To do
Copy exactly, and only, the lines below from the first through the one containing "import React from", both included; pictures are omitted.

Dataset extract
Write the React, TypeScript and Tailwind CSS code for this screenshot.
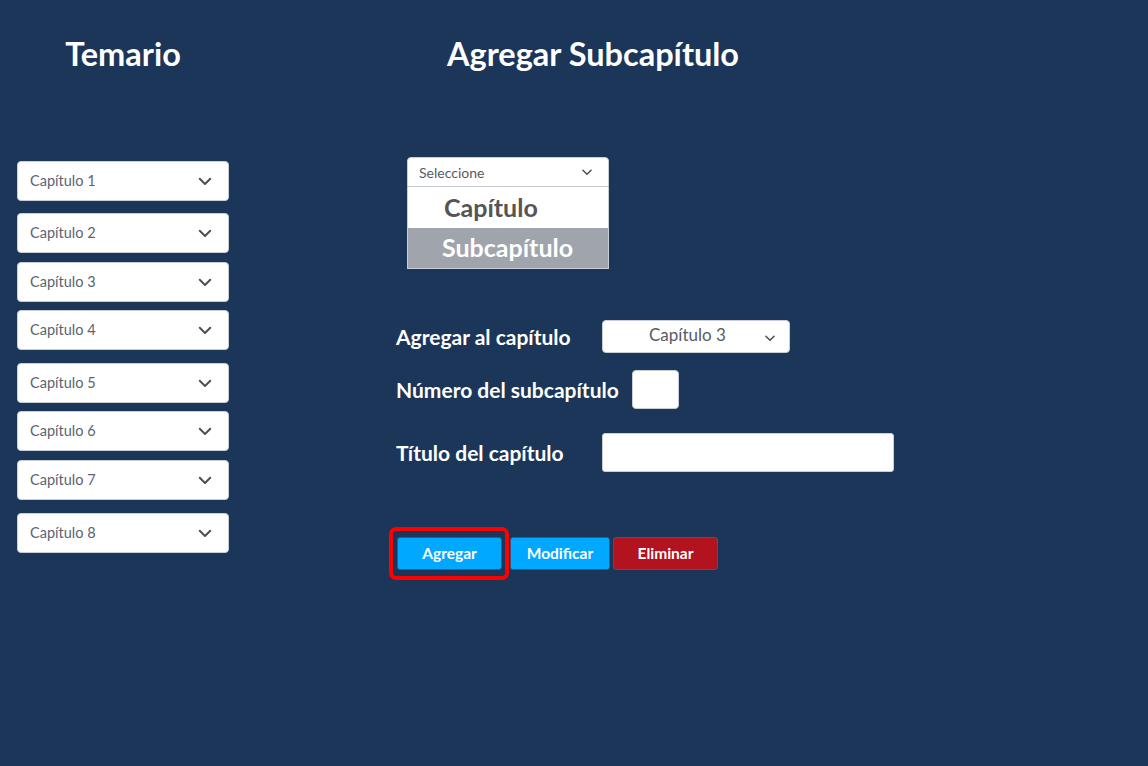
import React from "react";

const Chevron = ({ className = "" }: { className?: string }) => (
  <svg viewBox="0 0 24 24" className={className} fill="none" stroke="currentColor" strokeWidth={2.6} strokeLinecap="round" strokeLinejoin="round">
    <path d="M5 9l7 7 7-7" />
  </svg>
);

const chapters: { label: string; mt: string }[] = [
  { label: "Capítulo 1", mt: "mt-0" },
  { label: "Capítulo 2", mt: "mt-[12px]" },
  { label: "Capítulo 3", mt: "mt-[9px]" },
  { label: "Capítulo 4", mt: "mt-[8px]" },
  { label: "Capítulo 5", mt: "mt-[13px]" },
  { label: "Capítulo 6", mt: "mt-[8px]" },
  { label: "Capítulo 7", mt: "mt-[9px]" },
  { label: "Capítulo 8", mt: "mt-[13px]" },
];

export default function App() {
  return (
    <div
      className="flex h-[766px] w-full overflow-hidden bg-[#1b3658]"
      style={{ fontFamily: "Lato, 'Open Sans', sans-serif" }}
    >
      {/* Left column */}
      <div className="ml-[17px] flex w-[212px] flex-col">
        <h1 className="mt-[34px] text-center text-[32.5px] font-bold leading-[40px] text-white">Temario</h1>
        <div className="mt-[87px] flex flex-col">
          {chapters.map((c) => (
            <div
              key={c.label}
              className={`${c.mt} flex h-[40px] items-center justify-between rounded-[4px] border border-[#c9ced6] bg-white pb-[1px] pl-[12px] pr-[14px]`}
            >
              <span className="text-[14.5px] text-[#5b6472]">{c.label}</span>
              <Chevron className="h-[18px] w-[18px] text-[#4a4f57]" />
            </div>
          ))}
        </div>
      </div>

      {/* Right column */}
      <div className="ml-[167px] flex w-[520px] flex-col">
        <h1 className="mt-[34px] w-[394px] text-center text-[32.5px] font-bold leading-[40px] text-white">
          Agregar Subcapítulo
        </h1>

        <div className="ml-[11px] mt-[83px] w-[202px]">
          <div className="flex h-[30px] items-center justify-between rounded-t-[4px] border border-[#c9ced6] bg-white pl-[11px] pr-[14px]">
            <span className="text-[14px] text-[#555c66]">Seleccione</span>
            <Chevron className="h-[14px] w-[14px] text-[#4a4f57]" />
          </div>
          <div className="border border-t-0 border-[#c9ced6] bg-white">
            <div className="flex h-[41px] items-center pl-[36px] text-[25px] font-bold text-[#555555]">Capítulo</div>
            <div className="flex h-[40px] items-center bg-[#a0a4ad] pl-[34px] text-[25px] font-bold text-white">Subcapítulo</div>
          </div>
        </div>

        <div className="mt-[51px] flex items-center">
          <span className="w-[206px] text-[21px] font-bold text-white">Agregar al capítulo</span>
          <div className="flex h-[33px] w-[188px] items-center justify-between rounded-[4px] border border-[#c9ced6] bg-white pb-[3px] pl-[46px] pr-[12px]">
            <span className="text-[17px] text-[#555c66]">Capítulo 3</span>
            <Chevron className="mt-[5px] h-[14px] w-[14px] text-[#4a4f57]" />
          </div>
        </div>

        <div className="mt-[17px] flex items-center gap-[13px]">
          <span className="text-[21px] font-bold text-white">Número del subcapítulo</span>
          <div className="h-[39px] w-[47px] rounded-[4px] border border-[#c9ced6] bg-white" />
        </div>

        <div className="mt-[24px] flex items-center">
          <span className="w-[206px] text-[21px] font-bold text-white">Título del capítulo</span>
          <div className="h-[39px] w-[292px] rounded-[3px] border border-[#c9ced6] bg-white" />
        </div>

        <div className="mt-[65px] ml-[1px] flex items-center">
          <div className="relative">
            <button className="h-[33px] w-[105px] rounded-[3px] border border-[#3d5878] bg-[#00a8ff] text-[15.5px] font-bold text-white">
              Agregar
            </button>
            <span className="pointer-events-none absolute -bottom-[10px] -left-[8px] -right-[7px] -top-[10px] rounded-[7px] border-4 border-[#ff0000]" />
          </div>
          <button className="ml-[8px] h-[33px] w-[100px] rounded-[3px] border border-[#3d5878] bg-[#00a8ff] text-[15.5px] font-bold text-white">
            Modificar
          </button>
          <button className="ml-[3px] h-[33px] w-[105px] rounded-[3px] border border-[#3d5878] bg-[#b3121f] text-[15.5px] font-bold text-white">
            Eliminar
          </button>
        </div>
      </div>
    </div>
  );
}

Finished task
Write the React, TypeScript and Tailwind CSS code for this screenshot.
import React from "react";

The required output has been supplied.